There's also the school of thought that the world would be a dull place if everyone thought the same way. 7 Billion people who thought the same as me would be pretty crappy.
 
There's also the school of thought that the world would be a dull place if everyone thought the same way. 7 Billion people who thought the same as me would be pretty crappy.

I couldn’t even imagine! Shutters. But if they were nice and helped each other it would not Beto bad. Boring as fuck but not horrid.
 
LOL, far too gone for any help. I'm just facing reality head-on and it sucks. I have no one to talk to and I doubt anyone has anything they can say that'll change anything. I know what I face and it was foolish of me to think going back would help things. I know you want to try and help me, but not knowing anything about me, makes that a futile endeavour. I was just hoping I could escape some of that reality a bit by coming back here. I was wrong and admit as such.

I haven't made anyone happy by coming back, I saw that, so there's no reason for me to stay and disrupt everyone else's good time, or whatever you do here now.
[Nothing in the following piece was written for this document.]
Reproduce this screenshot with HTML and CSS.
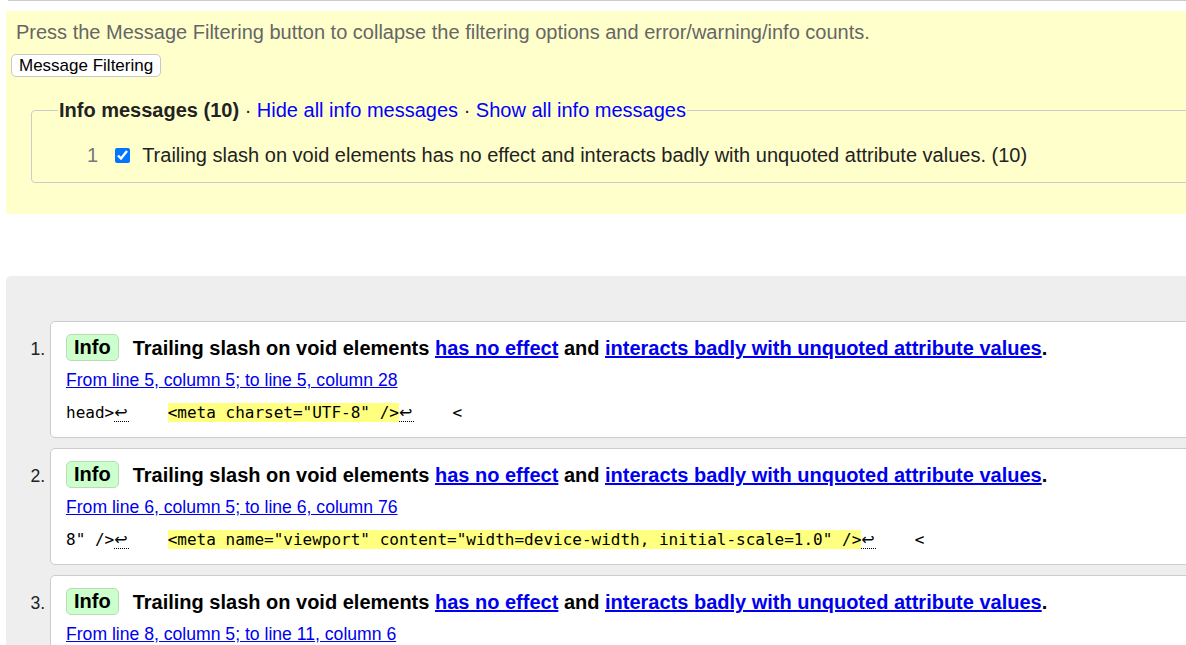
FILE: index.html
```html
<!DOCTYPE html>
<html lang="en">
<head>
<meta charset="utf-8">
<title>Nu Html Checker</title>
<link rel="stylesheet" href="styles.css">
</head>
<body>
<div class="page">
  <div class="topline"></div>
  <section class="filters">
    <p class="hint">Press the Message Filtering button to collapse the filtering options and error/warning/info counts.</p>
    <button class="filter-btn" type="button">Message Filtering</button>
    <fieldset class="group">
      <legend class="group-legend"><strong>Info messages (10)</strong> · <a href="#">Hide all info messages</a> · <a href="#">Show all info messages</a></legend>
      <div class="filter-row">
        <span class="filter-count">1</span>
        <input class="filter-check" type="checkbox" checked>
        <span class="filter-text">Trailing slash on void elements has no effect and interacts badly with unquoted attribute values. (10)</span>
      </div>
    </fieldset>
  </section>

  <section class="results">
    <ol class="messages">
      <li class="msg">
        <p class="msg-head"><span class="badge">Info</span><span class="msg-title">Trailing slash on void elements <a href="#">has no effect</a> and <a href="#">interacts badly with unquoted attribute values</a>.</span></p>
        <p class="msg-loc"><a href="#">From line 5, column 5; to line 5, column 28</a></p>
        <p class="extract"><code>head&gt;<b class="lf" title="Line break">↩</b>    <mark class="hl">&lt;meta charset="UTF-8" /&gt;</mark><b class="lf" title="Line break">↩</b>    &lt;</code></p>
      </li>
      <li class="msg">
        <p class="msg-head"><span class="badge">Info</span><span class="msg-title">Trailing slash on void elements <a href="#">has no effect</a> and <a href="#">interacts badly with unquoted attribute values</a>.</span></p>
        <p class="msg-loc"><a href="#">From line 6, column 5; to line 6, column 76</a></p>
        <p class="extract"><code>8" /&gt;<b class="lf" title="Line break">↩</b>    <mark class="hl">&lt;meta name="viewport" content="width=device-width, initial-scale=1.0" /&gt;</mark><b class="lf" title="Line break">↩</b>    &lt;</code></p>
      </li>
      <li class="msg">
        <p class="msg-head"><span class="badge">Info</span><span class="msg-title">Trailing slash on void elements <a href="#">has no effect</a> and <a href="#">interacts badly with unquoted attribute values</a>.</span></p>
        <p class="msg-loc"><a href="#">From line 8, column 5; to line 11, column 6</a></p>
        <p class="extract"><code>&lt;/title&gt;<b class="lf" title="Line break">↩</b>    <mark class="hl">&lt;link rel="stylesheet" href="styles.css" /&gt;</mark></code></p>
      </li>
    </ol>
  </section>
</div>
</body>
</html>
```

FILE: styles.css
```css
html, body {
  margin: 0;
  padding: 0;
  overflow: hidden;
  background: #fff;
}

body {
  font-family: "Liberation Sans", Arial, sans-serif;
  font-size: 17.6px;
  color: #222;
}

.page {
  width: 1290px;
}

.topline {
  height: 1px;
  background: #ccc;
  margin-left: 8px;
}

.filters {
  margin: 10px 0 0 6px;
  background: #ffc;
  padding: 10px 0 31px 0;
}

.hint {
  margin: 0 0 11px 10px;
  font-size: 20px;
  line-height: 22px;
  color: #666;
}

.filter-btn {
  display: block;
  margin: 0 0 0 5px;
  font-family: "Liberation Sans", Arial, sans-serif;
  font-size: 17px;
  line-height: 19px;
  height: 23px;
  padding: 0 7px;
  background: #fff;
  color: #000;
  border: 1px solid #c8c8c8;
  border-radius: 5px;
}

.group {
  margin: 21px 0 0 25px;
  padding: 21px 0 15px 0;
  border: 1px solid #ccc;
  border-radius: 4px;
}

.group-legend {
  font-size: 20px;
  line-height: 24px;
  padding: 0 1px 0 1px;
  margin-left: 26px;
}

.group-legend strong {
  color: #222;
}

.group-legend a {
  color: #00f;
  text-decoration: none;
}

.filter-row {
  display: flex;
  align-items: center;
  line-height: 24px;
  font-size: 20px;
  padding-left: 55px;
}

.filter-count {
  color: #777;
}

.filter-check {
  width: 15px;
  height: 15px;
  margin: 0 12px 0 17px;
}

.results {
  margin: 62px 0 0 6px;
  background: #eee;
  border-radius: 5px 0 0 0;
  padding: 45px 0 20px 0;
}

.messages {
  margin: 0;
  padding: 0 0 0 44px;
  list-style: decimal outside;
}

.msg {
  background: #fff;
  border: 1px solid #ccc;
  border-radius: 5px;
  padding: 12px 0 13px 15px;
  margin-bottom: 10px;
  font-size: 17.6px;
  color: #222;
}

.msg::marker {
  color: #222;
}

.msg p {
  margin: 0;
}

.msg-head {
  font-size: 20px;
  line-height: 28px;
  font-weight: bold;
  color: #000;
}

.badge {
  display: inline-block;
  background: #cfc;
  border: 1px solid #b7ddb7;
  border-radius: 5px;
  padding: 1px 7px;
  line-height: 23px;
  margin-right: 14px;
  vertical-align: top;
}

.msg-title a {
  color: #00e;
  text-decoration: underline;
}

.msg-loc {
  margin-top: 7px !important;
  line-height: 22px;
}

.msg-loc a {
  color: #00e;
}

.extract {
  margin-top: 10px !important;
  line-height: 22px;
}

.extract code {
  font-family: "DejaVu Sans Mono", monospace;
  font-size: 16px;
  white-space: pre;
  color: #000;
}

.hl {
  background: #ffff80;
  color: #000;
}

.lf {
  display: inline-block;
  width: 15px;
  font-weight: normal;
  font-family: "DejaVu Sans", sans-serif;
  font-size: 16px;
  line-height: 17px;
  border-bottom: 1px dotted #000;
  text-align: left;
}
```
Such thoughts have crossed my mind. So I say what I say compassionately. Someone is going to have to move your carcass, and clean up the mess you made. And he or she will be traumatized by it. Spare a thought for that person, you selfish prick. Is that how you want to be remembered? Soldier on, and take the blows life gives you. Don’t let yourself be remembered as nothing more than a terrible inconvenience.
 
Such thoughts have crossed my mind. So I say what I say compassionately. Someone is going to have to move your carcass, and clean up the mess you made. And he or she will be traumatized by it. Spare a thought for that person, you selfish prick. Is that how you want to be remembered? Soldier on, and take the blows life gives you. Don’t let yourself be remembered as nothing more than a terrible inconvenience.

Private and that message. Dude have some empathy!
 
It was already out in public. I feel nothing but empathy. And it might help someone else who feels the same way to hear these things talked about, to know they are not alone.

You think that what you said is at all helpful? You think that guilting someone about there having to be someone to clean up after a suicide is helpful? You think guilt is at all helpful?

I've told you before, and I'll tell you again. Fuck off.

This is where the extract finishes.